• _DATASET CONTENT_
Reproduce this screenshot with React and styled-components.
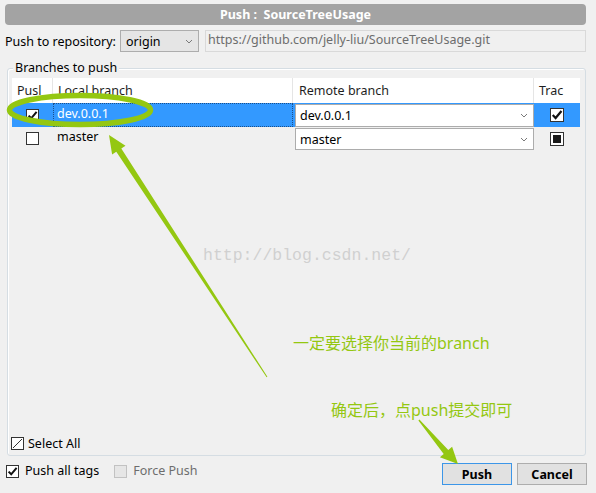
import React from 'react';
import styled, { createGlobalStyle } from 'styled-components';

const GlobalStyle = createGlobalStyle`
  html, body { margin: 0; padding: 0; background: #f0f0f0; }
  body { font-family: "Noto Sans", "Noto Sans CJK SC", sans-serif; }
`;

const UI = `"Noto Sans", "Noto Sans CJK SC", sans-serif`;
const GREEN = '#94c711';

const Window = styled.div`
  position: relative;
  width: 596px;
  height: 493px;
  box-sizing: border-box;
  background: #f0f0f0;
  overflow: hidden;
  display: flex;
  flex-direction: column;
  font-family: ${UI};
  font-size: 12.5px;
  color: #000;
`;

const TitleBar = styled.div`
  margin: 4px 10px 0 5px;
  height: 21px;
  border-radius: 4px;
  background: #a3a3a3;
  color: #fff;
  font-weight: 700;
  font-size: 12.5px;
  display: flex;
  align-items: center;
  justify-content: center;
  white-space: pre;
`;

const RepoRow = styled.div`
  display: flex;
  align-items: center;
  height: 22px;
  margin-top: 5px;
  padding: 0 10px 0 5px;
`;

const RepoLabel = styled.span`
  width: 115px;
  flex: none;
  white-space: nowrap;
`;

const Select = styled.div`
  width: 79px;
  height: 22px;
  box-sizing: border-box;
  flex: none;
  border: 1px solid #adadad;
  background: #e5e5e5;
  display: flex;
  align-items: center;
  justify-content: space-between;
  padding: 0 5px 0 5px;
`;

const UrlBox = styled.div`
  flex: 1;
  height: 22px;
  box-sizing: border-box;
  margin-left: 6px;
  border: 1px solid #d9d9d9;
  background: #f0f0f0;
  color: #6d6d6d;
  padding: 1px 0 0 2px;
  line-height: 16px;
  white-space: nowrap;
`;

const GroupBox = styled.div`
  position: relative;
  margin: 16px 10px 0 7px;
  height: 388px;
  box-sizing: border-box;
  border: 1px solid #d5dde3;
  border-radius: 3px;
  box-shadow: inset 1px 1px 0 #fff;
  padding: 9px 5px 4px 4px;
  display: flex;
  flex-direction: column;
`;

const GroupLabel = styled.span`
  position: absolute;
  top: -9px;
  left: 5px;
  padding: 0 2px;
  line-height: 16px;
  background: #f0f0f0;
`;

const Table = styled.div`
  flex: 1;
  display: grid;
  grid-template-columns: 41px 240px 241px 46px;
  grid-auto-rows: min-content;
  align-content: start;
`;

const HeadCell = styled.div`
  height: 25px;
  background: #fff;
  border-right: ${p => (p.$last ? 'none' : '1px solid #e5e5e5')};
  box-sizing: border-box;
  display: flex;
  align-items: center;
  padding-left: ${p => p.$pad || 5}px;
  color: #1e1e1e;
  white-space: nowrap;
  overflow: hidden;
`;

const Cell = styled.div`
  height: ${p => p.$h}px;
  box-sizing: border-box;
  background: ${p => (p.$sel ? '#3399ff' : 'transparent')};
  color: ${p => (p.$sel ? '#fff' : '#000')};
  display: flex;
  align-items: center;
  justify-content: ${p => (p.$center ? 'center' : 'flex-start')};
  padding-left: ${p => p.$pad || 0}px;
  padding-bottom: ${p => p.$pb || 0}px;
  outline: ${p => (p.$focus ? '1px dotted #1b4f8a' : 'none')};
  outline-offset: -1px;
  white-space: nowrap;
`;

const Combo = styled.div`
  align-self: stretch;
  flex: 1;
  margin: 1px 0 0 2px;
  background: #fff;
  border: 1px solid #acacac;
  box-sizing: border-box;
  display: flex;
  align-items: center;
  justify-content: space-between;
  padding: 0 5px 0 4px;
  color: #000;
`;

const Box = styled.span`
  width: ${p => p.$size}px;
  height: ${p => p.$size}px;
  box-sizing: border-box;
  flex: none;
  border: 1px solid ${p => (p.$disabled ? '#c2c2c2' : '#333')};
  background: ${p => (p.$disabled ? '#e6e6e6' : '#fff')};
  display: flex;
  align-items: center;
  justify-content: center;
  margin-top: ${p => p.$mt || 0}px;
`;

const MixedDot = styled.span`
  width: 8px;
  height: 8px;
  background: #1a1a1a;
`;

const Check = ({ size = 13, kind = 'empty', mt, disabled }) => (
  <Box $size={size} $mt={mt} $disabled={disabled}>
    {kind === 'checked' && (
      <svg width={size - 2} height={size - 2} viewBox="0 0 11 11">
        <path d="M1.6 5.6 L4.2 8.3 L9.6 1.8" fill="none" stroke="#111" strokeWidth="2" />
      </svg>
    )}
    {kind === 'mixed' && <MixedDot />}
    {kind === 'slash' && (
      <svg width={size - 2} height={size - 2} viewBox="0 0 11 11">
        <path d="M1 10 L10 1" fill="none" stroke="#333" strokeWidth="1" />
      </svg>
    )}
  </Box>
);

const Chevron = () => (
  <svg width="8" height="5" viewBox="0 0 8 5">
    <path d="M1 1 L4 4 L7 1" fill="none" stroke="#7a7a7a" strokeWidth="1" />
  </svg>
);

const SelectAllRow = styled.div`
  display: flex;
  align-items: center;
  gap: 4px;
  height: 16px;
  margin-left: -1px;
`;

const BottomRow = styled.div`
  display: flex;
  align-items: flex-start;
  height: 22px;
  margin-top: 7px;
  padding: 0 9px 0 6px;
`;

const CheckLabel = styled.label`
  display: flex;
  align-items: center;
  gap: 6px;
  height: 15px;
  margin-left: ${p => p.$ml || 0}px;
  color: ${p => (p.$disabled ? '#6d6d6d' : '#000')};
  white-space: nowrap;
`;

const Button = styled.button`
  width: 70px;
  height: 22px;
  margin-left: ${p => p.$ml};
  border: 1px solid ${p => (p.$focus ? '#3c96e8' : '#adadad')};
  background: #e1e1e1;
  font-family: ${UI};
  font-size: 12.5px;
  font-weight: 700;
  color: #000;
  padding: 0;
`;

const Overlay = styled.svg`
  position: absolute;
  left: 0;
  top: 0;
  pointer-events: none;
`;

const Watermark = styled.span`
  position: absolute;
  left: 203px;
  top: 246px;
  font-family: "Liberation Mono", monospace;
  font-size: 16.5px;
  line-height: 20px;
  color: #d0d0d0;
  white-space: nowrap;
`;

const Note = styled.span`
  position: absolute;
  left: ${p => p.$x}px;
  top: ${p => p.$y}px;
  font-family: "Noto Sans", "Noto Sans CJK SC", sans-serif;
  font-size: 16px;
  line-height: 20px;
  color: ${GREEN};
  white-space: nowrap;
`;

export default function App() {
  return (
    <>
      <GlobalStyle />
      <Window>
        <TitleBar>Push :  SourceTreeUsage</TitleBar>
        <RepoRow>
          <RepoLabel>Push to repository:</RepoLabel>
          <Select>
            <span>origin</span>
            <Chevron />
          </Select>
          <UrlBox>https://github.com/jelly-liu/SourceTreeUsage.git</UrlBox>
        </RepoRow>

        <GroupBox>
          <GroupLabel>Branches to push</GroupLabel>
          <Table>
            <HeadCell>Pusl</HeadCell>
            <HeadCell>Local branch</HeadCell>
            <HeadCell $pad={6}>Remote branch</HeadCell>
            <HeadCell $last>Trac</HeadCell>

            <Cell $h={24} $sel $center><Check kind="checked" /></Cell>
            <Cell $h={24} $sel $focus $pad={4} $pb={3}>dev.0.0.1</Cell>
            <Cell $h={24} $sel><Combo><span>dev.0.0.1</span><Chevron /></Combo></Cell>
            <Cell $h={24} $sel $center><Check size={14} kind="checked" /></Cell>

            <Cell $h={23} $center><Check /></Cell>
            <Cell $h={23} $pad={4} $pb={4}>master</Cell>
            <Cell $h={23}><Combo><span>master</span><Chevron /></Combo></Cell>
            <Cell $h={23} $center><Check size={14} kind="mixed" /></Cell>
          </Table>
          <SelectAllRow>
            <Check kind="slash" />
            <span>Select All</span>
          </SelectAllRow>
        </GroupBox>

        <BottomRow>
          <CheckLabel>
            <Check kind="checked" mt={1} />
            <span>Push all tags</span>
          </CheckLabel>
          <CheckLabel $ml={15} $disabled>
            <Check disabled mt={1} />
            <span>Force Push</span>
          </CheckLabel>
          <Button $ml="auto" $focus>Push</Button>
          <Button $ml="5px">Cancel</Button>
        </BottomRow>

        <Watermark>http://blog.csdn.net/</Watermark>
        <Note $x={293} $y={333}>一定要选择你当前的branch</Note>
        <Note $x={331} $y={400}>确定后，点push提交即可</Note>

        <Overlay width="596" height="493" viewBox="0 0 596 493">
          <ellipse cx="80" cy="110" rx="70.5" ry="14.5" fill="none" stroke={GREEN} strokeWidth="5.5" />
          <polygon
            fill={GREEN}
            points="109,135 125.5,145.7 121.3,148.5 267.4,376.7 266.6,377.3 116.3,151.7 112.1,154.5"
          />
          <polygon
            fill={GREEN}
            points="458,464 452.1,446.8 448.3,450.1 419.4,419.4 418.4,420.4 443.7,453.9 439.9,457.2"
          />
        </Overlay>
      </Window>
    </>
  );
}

• _WHAT THE TASK ASKS_
Take the lines from the start of the material to the line with "const GREEN = '#94c711';", both included, and transcribe them exactly without the pictures.

• _RESPONSE FOR THIS EXERCISE_
Reproduce this screenshot with React and styled-components.
import React from 'react';
import styled, { createGlobalStyle } from 'styled-components';

const GlobalStyle = createGlobalStyle`
  html, body { margin: 0; padding: 0; background: #f0f0f0; }
  body { font-family: "Noto Sans", "Noto Sans CJK SC", sans-serif; }
`;

const UI = `"Noto Sans", "Noto Sans CJK SC", sans-serif`;
const GREEN = '#94c711';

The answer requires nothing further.